## START EXERCISE DATA

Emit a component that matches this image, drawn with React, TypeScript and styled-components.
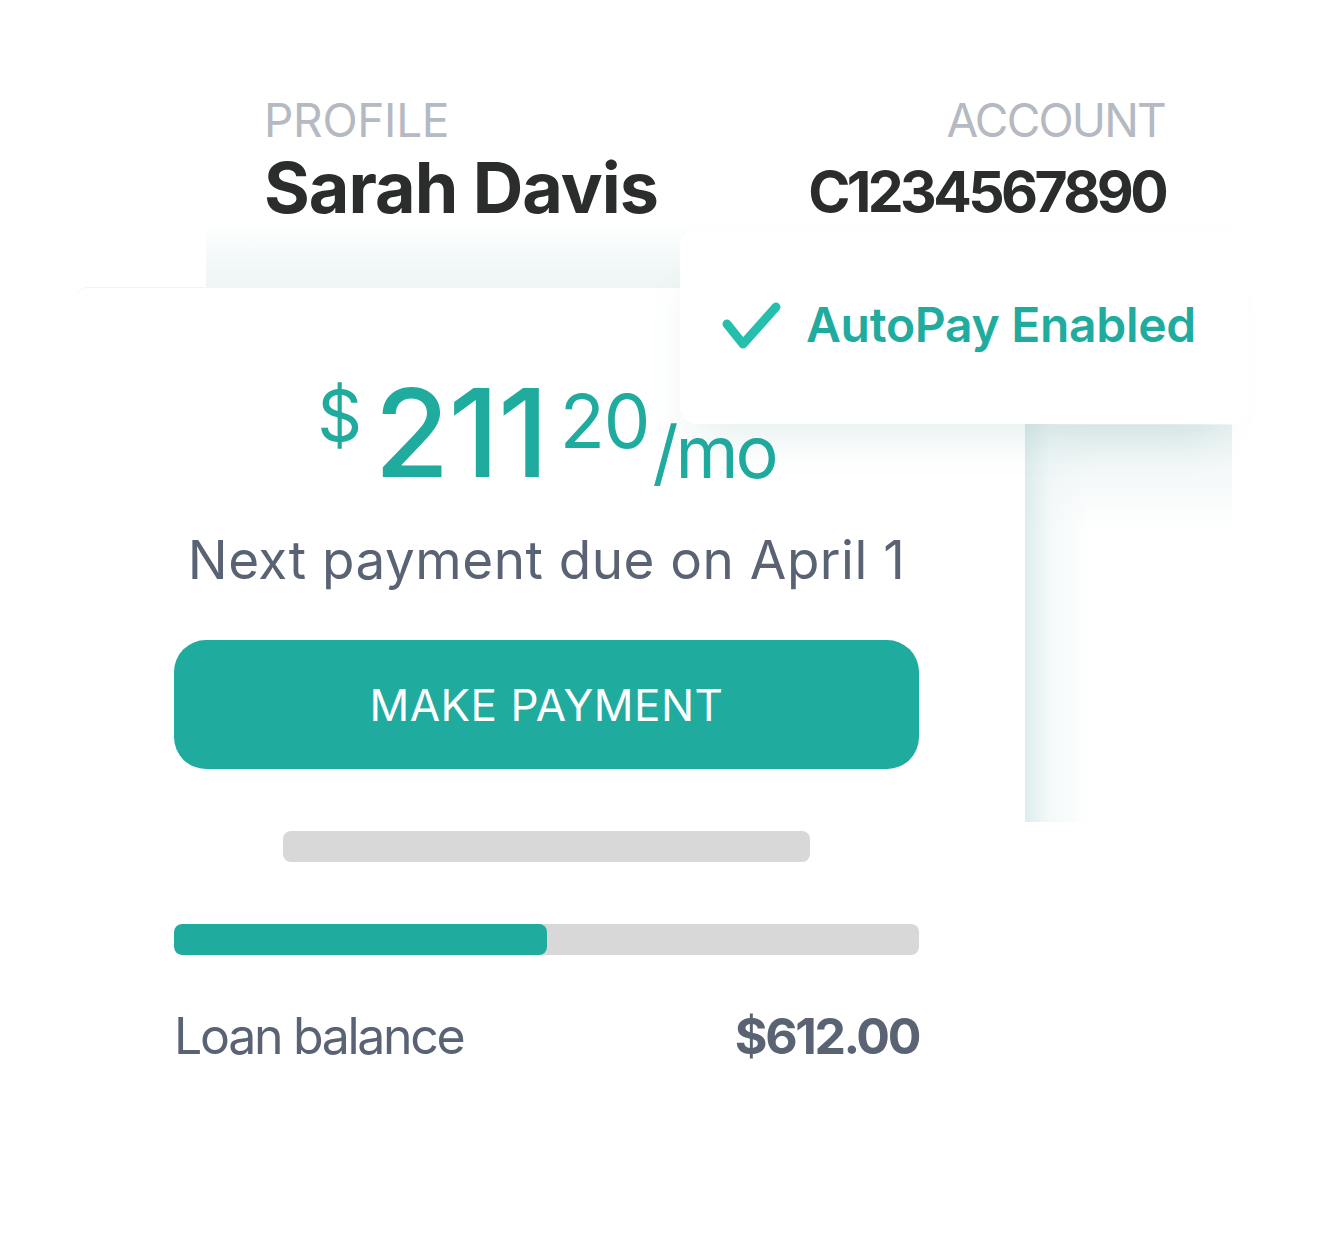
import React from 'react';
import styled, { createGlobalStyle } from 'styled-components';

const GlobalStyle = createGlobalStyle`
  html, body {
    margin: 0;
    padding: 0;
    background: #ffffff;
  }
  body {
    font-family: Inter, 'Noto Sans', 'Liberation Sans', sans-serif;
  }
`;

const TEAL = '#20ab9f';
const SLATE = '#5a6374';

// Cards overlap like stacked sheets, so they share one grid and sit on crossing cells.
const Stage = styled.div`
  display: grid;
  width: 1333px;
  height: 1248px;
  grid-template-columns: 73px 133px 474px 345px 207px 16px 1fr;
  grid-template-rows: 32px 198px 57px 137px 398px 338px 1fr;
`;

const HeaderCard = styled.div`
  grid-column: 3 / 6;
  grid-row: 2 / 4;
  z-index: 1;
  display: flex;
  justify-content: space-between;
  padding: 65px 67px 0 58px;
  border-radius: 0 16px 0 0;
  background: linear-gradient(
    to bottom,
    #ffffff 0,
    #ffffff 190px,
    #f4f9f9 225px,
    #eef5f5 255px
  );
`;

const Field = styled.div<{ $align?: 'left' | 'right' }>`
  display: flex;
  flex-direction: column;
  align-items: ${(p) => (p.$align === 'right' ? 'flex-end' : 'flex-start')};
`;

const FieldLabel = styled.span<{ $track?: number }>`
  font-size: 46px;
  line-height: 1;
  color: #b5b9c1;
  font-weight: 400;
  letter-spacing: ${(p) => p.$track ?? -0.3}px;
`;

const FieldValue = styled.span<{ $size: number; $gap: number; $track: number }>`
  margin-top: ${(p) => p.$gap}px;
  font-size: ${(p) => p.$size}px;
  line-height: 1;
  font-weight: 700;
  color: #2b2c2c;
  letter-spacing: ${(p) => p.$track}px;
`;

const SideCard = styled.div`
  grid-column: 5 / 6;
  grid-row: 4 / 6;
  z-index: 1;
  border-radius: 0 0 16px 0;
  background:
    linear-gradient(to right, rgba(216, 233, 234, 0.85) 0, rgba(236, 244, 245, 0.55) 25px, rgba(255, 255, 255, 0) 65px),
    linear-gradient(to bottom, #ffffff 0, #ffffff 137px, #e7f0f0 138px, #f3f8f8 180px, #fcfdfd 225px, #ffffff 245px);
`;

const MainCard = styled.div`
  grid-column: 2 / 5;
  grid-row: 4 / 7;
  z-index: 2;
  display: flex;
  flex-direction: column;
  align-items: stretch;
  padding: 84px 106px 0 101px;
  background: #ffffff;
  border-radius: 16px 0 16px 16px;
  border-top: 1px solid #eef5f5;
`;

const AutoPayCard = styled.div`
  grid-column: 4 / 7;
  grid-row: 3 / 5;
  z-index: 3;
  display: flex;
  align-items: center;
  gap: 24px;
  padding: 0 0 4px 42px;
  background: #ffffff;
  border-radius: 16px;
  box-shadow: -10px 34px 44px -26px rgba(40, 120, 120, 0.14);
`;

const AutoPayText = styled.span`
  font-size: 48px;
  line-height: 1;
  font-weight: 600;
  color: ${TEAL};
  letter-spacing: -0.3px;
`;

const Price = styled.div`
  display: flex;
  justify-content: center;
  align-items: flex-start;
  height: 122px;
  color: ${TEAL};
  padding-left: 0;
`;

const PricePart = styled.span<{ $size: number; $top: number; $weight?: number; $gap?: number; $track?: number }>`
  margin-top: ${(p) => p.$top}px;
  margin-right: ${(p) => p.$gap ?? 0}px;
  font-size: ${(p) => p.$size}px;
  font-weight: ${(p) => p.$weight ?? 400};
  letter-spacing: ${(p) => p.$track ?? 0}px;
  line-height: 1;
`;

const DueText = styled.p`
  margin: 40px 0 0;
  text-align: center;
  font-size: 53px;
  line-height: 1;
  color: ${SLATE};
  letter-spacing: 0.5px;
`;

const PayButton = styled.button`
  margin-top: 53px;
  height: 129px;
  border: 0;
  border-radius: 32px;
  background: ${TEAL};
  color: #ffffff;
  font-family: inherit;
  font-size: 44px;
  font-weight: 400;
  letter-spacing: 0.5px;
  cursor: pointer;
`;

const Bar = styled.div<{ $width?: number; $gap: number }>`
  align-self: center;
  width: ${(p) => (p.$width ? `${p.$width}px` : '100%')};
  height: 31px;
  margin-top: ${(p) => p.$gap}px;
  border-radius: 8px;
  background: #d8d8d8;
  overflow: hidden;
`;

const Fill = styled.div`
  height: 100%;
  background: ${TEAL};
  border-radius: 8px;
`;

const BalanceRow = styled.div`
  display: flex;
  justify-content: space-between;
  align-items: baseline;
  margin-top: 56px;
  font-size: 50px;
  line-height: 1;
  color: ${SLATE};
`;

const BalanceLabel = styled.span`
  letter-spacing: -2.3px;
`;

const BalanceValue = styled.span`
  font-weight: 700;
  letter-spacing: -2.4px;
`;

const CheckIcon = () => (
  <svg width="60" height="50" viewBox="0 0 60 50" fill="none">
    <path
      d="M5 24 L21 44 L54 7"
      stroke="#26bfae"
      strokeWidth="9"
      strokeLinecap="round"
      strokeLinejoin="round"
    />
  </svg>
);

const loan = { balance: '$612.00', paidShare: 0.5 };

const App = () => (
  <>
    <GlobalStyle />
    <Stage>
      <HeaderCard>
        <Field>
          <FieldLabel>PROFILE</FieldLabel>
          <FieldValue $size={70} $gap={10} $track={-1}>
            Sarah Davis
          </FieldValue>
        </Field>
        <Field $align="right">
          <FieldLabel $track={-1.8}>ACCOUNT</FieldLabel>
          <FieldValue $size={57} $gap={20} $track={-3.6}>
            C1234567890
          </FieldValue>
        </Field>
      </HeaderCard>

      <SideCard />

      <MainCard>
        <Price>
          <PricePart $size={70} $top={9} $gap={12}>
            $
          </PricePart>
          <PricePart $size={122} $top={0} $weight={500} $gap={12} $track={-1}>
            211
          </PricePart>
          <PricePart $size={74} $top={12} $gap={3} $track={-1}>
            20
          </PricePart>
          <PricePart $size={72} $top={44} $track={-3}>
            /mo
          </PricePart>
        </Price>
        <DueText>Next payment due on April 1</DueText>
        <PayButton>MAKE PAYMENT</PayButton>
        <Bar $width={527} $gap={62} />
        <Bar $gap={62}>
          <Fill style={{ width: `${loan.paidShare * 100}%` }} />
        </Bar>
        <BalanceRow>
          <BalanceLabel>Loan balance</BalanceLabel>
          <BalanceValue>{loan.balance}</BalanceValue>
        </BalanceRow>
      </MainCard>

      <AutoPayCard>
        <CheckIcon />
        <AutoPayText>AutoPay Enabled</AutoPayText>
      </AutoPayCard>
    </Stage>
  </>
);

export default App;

## END EXERCISE DATA
## START EXERCISE DATA

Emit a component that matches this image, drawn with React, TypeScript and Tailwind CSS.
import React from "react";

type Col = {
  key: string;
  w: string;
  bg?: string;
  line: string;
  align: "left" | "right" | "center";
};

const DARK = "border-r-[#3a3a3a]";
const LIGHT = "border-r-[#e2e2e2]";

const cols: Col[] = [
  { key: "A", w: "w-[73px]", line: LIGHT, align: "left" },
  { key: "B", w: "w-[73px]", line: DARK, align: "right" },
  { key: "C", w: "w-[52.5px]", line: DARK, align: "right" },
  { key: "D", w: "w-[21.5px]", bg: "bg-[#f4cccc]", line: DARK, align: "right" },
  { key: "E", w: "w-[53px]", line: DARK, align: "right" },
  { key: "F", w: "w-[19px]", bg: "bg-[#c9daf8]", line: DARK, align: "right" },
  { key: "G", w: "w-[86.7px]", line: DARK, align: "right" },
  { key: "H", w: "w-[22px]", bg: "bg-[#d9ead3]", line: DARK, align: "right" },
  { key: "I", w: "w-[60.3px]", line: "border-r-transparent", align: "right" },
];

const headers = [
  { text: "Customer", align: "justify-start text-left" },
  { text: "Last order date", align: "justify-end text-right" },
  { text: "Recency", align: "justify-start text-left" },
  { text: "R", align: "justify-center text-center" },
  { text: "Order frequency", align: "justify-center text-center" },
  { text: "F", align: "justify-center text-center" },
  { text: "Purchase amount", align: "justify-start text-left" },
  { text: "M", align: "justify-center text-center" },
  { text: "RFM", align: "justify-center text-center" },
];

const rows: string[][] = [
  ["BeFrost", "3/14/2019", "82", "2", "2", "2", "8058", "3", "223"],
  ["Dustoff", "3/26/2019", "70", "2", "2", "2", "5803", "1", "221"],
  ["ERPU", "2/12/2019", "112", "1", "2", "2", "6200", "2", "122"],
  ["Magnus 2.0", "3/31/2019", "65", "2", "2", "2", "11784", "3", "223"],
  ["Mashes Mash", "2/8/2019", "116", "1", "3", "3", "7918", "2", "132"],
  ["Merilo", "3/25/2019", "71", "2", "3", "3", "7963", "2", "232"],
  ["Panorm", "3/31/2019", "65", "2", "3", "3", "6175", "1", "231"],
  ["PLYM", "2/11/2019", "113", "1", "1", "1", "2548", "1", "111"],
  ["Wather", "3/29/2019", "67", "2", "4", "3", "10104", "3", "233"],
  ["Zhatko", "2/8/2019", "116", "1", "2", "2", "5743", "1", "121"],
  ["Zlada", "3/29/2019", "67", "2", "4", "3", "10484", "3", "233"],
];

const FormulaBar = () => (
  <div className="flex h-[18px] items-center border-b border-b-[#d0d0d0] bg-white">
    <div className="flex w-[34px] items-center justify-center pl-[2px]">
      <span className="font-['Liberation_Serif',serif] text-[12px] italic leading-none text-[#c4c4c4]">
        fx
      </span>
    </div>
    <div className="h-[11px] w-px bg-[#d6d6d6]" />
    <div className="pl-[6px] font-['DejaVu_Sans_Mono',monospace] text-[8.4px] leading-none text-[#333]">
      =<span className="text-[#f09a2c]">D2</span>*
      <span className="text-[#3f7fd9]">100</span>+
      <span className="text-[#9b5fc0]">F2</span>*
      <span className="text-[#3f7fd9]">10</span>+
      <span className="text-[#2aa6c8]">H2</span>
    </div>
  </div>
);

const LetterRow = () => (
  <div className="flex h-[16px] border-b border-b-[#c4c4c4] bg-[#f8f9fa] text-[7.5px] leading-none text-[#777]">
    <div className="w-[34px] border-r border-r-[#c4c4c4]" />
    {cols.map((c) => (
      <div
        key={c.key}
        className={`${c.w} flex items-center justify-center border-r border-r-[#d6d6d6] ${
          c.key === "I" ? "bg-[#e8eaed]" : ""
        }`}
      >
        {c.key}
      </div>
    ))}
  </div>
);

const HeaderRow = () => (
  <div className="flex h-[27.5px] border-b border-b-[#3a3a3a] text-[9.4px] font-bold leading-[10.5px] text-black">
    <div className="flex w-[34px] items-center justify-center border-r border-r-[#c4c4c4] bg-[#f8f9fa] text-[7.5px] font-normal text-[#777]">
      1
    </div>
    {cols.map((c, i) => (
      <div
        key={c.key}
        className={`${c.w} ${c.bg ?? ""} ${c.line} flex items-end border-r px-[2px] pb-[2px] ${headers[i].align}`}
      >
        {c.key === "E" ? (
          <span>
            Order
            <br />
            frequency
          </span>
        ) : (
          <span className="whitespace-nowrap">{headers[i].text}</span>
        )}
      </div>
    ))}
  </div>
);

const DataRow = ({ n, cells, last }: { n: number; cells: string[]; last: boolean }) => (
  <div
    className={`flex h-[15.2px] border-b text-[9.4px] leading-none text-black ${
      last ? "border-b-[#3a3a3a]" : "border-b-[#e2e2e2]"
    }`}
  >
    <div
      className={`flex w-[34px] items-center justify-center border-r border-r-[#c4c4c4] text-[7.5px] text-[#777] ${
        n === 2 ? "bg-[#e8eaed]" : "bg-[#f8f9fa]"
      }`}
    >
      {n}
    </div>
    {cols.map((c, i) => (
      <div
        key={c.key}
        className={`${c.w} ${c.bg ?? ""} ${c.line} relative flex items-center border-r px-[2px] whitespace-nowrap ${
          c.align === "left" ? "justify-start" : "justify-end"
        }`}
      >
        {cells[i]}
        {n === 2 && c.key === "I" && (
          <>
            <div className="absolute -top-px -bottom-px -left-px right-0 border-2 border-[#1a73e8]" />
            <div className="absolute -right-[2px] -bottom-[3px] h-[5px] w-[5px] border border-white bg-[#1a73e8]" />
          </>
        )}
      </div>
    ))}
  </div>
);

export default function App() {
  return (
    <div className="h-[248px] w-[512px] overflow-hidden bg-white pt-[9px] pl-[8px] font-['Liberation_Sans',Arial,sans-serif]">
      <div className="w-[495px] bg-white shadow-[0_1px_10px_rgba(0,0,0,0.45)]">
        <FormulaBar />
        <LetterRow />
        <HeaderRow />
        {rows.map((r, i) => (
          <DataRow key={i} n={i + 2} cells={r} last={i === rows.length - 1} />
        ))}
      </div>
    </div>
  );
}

## END EXERCISE DATA
## START EXERCISE DATA

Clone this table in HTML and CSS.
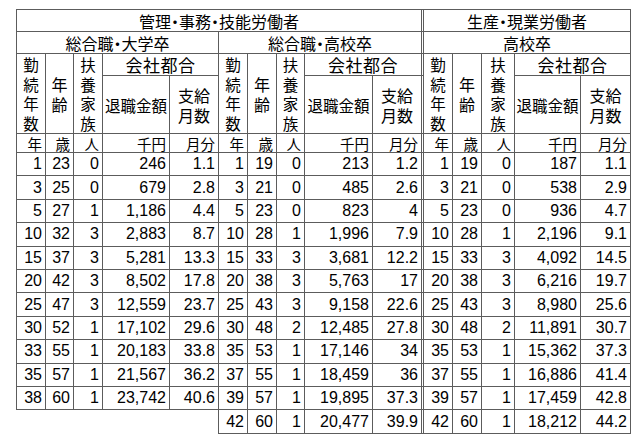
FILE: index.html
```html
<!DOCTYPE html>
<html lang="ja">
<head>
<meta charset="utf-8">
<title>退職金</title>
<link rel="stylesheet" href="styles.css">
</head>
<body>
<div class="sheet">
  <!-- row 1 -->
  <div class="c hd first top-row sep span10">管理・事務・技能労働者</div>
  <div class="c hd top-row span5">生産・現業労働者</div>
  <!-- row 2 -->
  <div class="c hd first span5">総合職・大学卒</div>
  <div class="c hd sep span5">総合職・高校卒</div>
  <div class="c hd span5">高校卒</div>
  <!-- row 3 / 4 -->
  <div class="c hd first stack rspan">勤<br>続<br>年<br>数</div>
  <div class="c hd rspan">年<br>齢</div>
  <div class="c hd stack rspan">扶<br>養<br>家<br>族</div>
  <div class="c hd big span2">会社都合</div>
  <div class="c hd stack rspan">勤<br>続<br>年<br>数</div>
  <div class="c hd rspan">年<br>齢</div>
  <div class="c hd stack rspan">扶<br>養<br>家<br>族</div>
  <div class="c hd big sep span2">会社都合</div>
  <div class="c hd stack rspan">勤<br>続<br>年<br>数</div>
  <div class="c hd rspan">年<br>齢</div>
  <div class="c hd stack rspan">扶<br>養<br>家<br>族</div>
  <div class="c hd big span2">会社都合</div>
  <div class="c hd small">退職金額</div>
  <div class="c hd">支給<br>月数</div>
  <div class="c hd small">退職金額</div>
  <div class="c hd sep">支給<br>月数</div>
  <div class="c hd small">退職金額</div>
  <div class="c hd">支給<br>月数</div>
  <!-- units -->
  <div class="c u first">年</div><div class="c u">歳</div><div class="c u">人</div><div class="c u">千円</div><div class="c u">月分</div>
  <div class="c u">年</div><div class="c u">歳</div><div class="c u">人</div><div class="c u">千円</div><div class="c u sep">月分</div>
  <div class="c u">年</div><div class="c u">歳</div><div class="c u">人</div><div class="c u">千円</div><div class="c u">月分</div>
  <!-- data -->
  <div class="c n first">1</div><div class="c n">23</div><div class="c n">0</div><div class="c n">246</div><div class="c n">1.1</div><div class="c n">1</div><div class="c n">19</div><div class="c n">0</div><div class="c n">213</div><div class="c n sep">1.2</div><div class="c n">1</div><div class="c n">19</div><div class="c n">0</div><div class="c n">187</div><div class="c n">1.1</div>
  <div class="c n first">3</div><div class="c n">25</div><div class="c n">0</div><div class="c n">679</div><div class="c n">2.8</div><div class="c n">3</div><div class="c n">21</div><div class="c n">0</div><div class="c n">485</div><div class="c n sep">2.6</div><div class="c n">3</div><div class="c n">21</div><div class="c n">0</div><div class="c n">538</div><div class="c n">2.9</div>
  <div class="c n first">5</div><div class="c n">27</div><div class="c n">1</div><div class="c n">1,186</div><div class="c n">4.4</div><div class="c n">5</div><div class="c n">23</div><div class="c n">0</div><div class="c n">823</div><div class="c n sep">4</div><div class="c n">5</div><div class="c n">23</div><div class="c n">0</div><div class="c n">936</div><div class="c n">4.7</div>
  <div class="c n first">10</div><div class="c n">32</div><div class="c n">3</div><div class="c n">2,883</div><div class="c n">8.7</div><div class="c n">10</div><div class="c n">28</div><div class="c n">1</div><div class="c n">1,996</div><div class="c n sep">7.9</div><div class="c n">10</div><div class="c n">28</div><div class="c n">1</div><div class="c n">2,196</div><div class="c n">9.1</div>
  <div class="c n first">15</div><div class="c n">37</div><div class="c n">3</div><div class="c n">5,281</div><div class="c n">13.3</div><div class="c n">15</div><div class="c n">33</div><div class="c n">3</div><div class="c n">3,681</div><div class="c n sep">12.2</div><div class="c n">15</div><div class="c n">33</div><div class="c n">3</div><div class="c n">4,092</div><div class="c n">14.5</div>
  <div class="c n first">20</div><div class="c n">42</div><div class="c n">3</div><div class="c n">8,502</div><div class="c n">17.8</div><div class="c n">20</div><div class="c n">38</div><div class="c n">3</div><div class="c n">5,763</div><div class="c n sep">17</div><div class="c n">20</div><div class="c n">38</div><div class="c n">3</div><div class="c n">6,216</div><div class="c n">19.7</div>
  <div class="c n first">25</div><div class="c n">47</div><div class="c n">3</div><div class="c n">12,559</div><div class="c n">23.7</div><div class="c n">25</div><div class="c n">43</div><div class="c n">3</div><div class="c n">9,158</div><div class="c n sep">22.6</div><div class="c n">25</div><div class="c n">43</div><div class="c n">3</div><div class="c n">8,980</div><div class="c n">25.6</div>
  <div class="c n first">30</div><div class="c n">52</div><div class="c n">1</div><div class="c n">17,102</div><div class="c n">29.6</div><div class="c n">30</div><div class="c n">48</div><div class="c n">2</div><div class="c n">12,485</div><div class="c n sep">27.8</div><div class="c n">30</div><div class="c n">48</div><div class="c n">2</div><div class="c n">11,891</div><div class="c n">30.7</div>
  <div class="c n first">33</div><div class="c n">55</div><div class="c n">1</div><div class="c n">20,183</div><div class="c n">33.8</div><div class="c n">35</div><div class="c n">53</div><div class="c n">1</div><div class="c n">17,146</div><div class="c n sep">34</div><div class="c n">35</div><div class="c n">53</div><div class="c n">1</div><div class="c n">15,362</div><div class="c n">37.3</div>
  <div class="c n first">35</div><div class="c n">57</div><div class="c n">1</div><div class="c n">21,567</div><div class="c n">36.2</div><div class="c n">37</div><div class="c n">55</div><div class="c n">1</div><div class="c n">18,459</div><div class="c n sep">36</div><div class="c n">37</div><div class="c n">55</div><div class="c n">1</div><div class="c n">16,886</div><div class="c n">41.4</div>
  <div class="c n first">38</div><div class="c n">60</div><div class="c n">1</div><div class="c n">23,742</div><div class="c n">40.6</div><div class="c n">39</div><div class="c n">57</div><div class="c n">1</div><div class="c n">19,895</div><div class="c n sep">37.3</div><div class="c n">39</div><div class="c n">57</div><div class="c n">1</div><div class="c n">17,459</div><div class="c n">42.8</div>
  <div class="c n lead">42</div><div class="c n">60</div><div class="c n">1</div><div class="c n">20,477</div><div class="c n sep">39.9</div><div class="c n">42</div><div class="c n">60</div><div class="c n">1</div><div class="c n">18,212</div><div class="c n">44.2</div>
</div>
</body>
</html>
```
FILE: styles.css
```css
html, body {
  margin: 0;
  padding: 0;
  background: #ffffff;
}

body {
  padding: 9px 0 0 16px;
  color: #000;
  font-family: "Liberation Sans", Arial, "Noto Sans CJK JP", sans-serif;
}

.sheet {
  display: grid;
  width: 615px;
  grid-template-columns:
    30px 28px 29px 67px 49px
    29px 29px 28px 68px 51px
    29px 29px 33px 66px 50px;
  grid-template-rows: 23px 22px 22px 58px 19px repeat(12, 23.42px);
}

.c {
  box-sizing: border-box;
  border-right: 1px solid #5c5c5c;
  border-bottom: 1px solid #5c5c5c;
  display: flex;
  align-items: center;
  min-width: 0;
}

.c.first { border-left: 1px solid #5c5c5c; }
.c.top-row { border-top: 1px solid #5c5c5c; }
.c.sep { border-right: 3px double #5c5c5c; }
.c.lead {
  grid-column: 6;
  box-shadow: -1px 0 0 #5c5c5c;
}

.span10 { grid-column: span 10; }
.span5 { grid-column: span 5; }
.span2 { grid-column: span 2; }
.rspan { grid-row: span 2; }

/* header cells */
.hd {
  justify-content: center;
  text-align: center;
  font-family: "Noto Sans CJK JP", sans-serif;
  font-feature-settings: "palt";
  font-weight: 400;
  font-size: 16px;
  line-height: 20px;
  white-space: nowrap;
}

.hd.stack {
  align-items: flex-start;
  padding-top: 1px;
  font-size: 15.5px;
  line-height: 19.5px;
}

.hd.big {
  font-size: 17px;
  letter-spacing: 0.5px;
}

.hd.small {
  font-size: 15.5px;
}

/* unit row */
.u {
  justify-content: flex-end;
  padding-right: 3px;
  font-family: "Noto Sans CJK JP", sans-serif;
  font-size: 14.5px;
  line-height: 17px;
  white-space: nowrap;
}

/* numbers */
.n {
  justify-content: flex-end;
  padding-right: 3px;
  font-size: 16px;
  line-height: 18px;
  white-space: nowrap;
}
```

## END EXERCISE DATA

STATED PROBLEM :: Only the lines from the one holding "TypeScript and styled-components." to the one holding "const SLATE = '#5a6374';" should be returned, both included and exactly as written, with no pictures.

SOLVED EXERCISE ::
Emit a component that matches this image, drawn with React, TypeScript and styled-components.
import React from 'react';
import styled, { createGlobalStyle } from 'styled-components';

const GlobalStyle = createGlobalStyle`
  html, body {
    margin: 0;
    padding: 0;
    background: #ffffff;
  }
  body {
    font-family: Inter, 'Noto Sans', 'Liberation Sans', sans-serif;
  }
`;

const TEAL = '#20ab9f';
const SLATE = '#5a6374';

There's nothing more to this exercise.